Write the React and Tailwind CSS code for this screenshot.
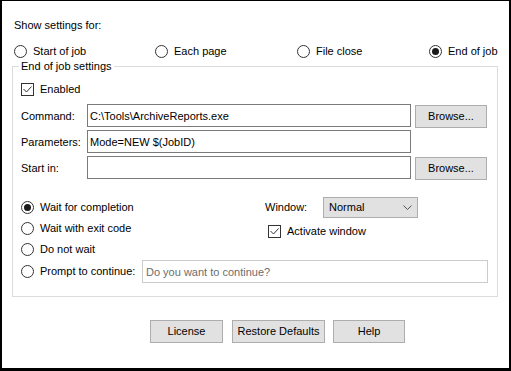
import React from 'react';

function Radio({ checked, label, className = '' }) {
  return (
    <label className={`flex items-center gap-[6px] ${className}`}>
      <span className="flex size-[13px] shrink-0 items-center justify-center rounded-full border border-[#333333] bg-white">
        {checked && <span className="size-[7px] rounded-full bg-[#1a1a1a]" />}
      </span>
      <span>{label}</span>
    </label>
  );
}

function Check({ label, className = '' }) {
  return (
    <label className={`flex items-center gap-[6px] ${className}`}>
      <span className="flex size-[13px] shrink-0 items-center justify-center border border-[#333333] bg-white">
        <svg width="11" height="11" viewBox="0 0 11 11">
          <path d="M1.5 5 L4.5 8 L9.5 2.5" fill="none" stroke="#333333" strokeWidth="1" />
        </svg>
      </span>
      <span>{label}</span>
    </label>
  );
}

export default function App() {
  return (
    <div className="w-[511px] h-[371px] overflow-hidden bg-white border-black border-t border-l-2 border-r-2 border-b-[3px] font-['Liberation_Sans',Arial,sans-serif] text-[11px] leading-[13px] text-black">
      <div className="ml-[12px] mt-[18px]">Show settings for:</div>

      {/* which event */}
      <div className="ml-[12px] mt-[13px] flex h-[13px]">
        <Radio label="Start of job" className="w-[141px]" />
        <Radio label="Each page" className="w-[142px]" />
        <Radio label="File close" className="w-[132px]" />
        <Radio label="End of job" checked />
      </div>

      <fieldset className="ml-[10px] mt-[2px] h-[237px] w-[486px] border border-[#dcdcdc] pl-[8px]">
        <legend className="-ml-[2px] px-[2px]">End of job settings</legend>

        <Check label="Enabled" className="mt-[10px] h-[13px]" />

        <div className="mt-[8px] flex h-[23px] items-start">
          <span className="mt-[6px] w-[66px]">Command:</span>
          <input
            className="h-[23px] w-[324px] border border-[#7a7a7a] px-[2px] outline-none"
            defaultValue={'C:\\Tools\\ArchiveReports.exe'}
          />
          <button className="ml-[4px] mt-[1px] h-[23px] w-[72px] border border-[#adadad] bg-[#e1e1e1]">Browse...</button>
        </div>

        <div className="mt-[3px] flex h-[23px] items-start">
          <span className="mt-[6px] w-[66px]">Parameters:</span>
          <input
            className="h-[23px] w-[324px] border border-[#7a7a7a] px-[2px] outline-none"
            defaultValue="Mode=NEW $(JobID)"
          />
        </div>

        <div className="mt-[3px] flex h-[23px] items-start">
          <span className="mt-[6px] w-[66px]">Start in:</span>
          <input className="h-[23px] w-[324px] border border-[#7a7a7a] px-[2px] outline-none" defaultValue="" />
          <button className="ml-[4px] mt-[1px] h-[23px] w-[72px] border border-[#adadad] bg-[#e1e1e1]">Browse...</button>
        </div>

        {/* wait options */}
        <div className="mt-[18px] flex">
          <div className="w-[244px]">
            <Radio checked label="Wait for completion" className="h-[21px]" />
            <Radio label="Wait with exit code" className="h-[21px]" />
            <Radio label="Do not wait" className="h-[21px]" />
          </div>
          <div>
            <div className="flex h-[21px] items-center">
              <span className="w-[58px]">Window:</span>
              <div className="flex h-[21px] w-[95px] items-center justify-between border border-[#adadad] bg-[#e1e1e1] pl-[5px] pr-[5px]">
                <span>Normal</span>
                <svg width="9" height="5" viewBox="0 0 9 5">
                  <path d="M0.5 0.5 L4.5 4.5 L8.5 0.5" fill="none" stroke="#555555" strokeWidth="1" />
                </svg>
              </div>
            </div>
            <Check label="Activate window" className="ml-[3px] mt-[7px] h-[13px]" />
          </div>
        </div>

        <div className="flex h-[23px] items-center">
          <Radio label="Prompt to continue:" className="w-[121px]" />
          <input
            className="h-[23px] w-[346px] border border-[#cccccc] px-[3px] text-[#6d6d6d] outline-none"
            defaultValue="Do you want to continue?"
          />
        </div>
      </fieldset>

      <div className="ml-[148px] mt-[23px] flex">
        <button className="h-[23px] w-[73px] border border-[#adadad] bg-[#e1e1e1]">License</button>
        <button className="ml-[9px] h-[23px] w-[93px] border border-[#adadad] bg-[#e1e1e1]">Restore Defaults</button>
        <button className="ml-[8px] h-[23px] w-[72px] border border-[#adadad] bg-[#e1e1e1]">Help</button>
      </div>
    </div>
  );
}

_____

REQUIREMENT —
Leave out the pictures. Transcribe only the lines above, from the first through the one that contains "import React from 'react';".

WRITTEN REPLY —
Write the React and Tailwind CSS code for this screenshot.
import React from 'react';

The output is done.